As in love and work, you should ask, “Am I involved with a cheapskate?”

Ladies, Gentlemen and fellow visitors, Ann’s formula is proven—bar none.

Let’s start off with relationships, in the love kind. My No. 1 test to determine a cheapskate guy is whether he’ll shell out the $1 or so to get a baggage cart at the airport when there’s way too much stuff to carry.

I’ve dated millionaires who’d rather pinch and carry than slip George Washington into the dollar slot to release one of those nifty carts.

You might say, That’s how they became millionaires. But I don’t buy that reasoning—too logical.

Then, there’s the employer cheapskate. You’d think that with all the hours an employer expects you to put in plus your unconditional devotion and passion toward its mission, even if it is for profit, that you’d get free coffee in the employee cafe.

I’m talking small companies—a hundred employees or less, or bigger companies with field offices that size. For bigger companies, I’ll give them a break on supplying free coffee to the minions.

My last employer had the audacity to deduct—yes, voluntarily—$5 from my paycheck if I wanted to participate in the “cafe club,” which bought you a bad cup of coffee a day for a month.

You were on your own for milk. Moooo (but not sugar).

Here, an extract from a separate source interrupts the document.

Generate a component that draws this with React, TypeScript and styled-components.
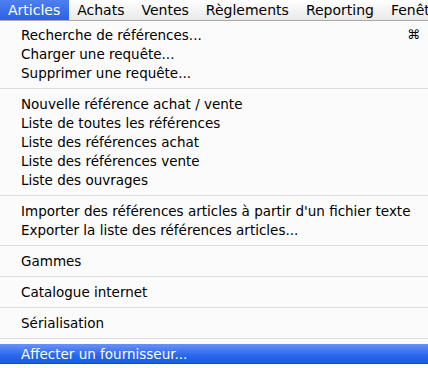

That’s also the same organization (wink, wink) that thought it could convince its employees that a 3 percent to 5 percent annual raise was for merit. With all its PhDs running around, you’d think they’d be smart enough to hark that it barely amounted to a COLA (cost of living adjustment).

Its annual review was also a joke, because I was told that you just needed to be average (read: code your annual performance reviews with “3s”) to succeed. Yah, I got a few 4s but still got the heave ho.

So, what is a generous employer, lover? In defining the latter, a generous lover is someone who adores you and whom you adore back. If soul goddess Aretha Franklin were to write a sequel to her hit song Respect, it would be Reciprocity.

Such a simple adaptation:

What you want
(oo) Baby, I got
(oo) What you need
(oo) Do you know I got it?
(oo) All I’m askin’
(oo) Is for a little reciprocity when you come home (just a little bit)
Hey baby (just a little bit) when you get home
(just a little bit) mister (just a little bit)

R-E-C-I-P-R-O-C-I-T-Y.

Find out what it means to me. Now, go ahead. Sock it to me.

As for what makes a generous employer?

R-E-C-I-P-R-O-C-I-T-Y.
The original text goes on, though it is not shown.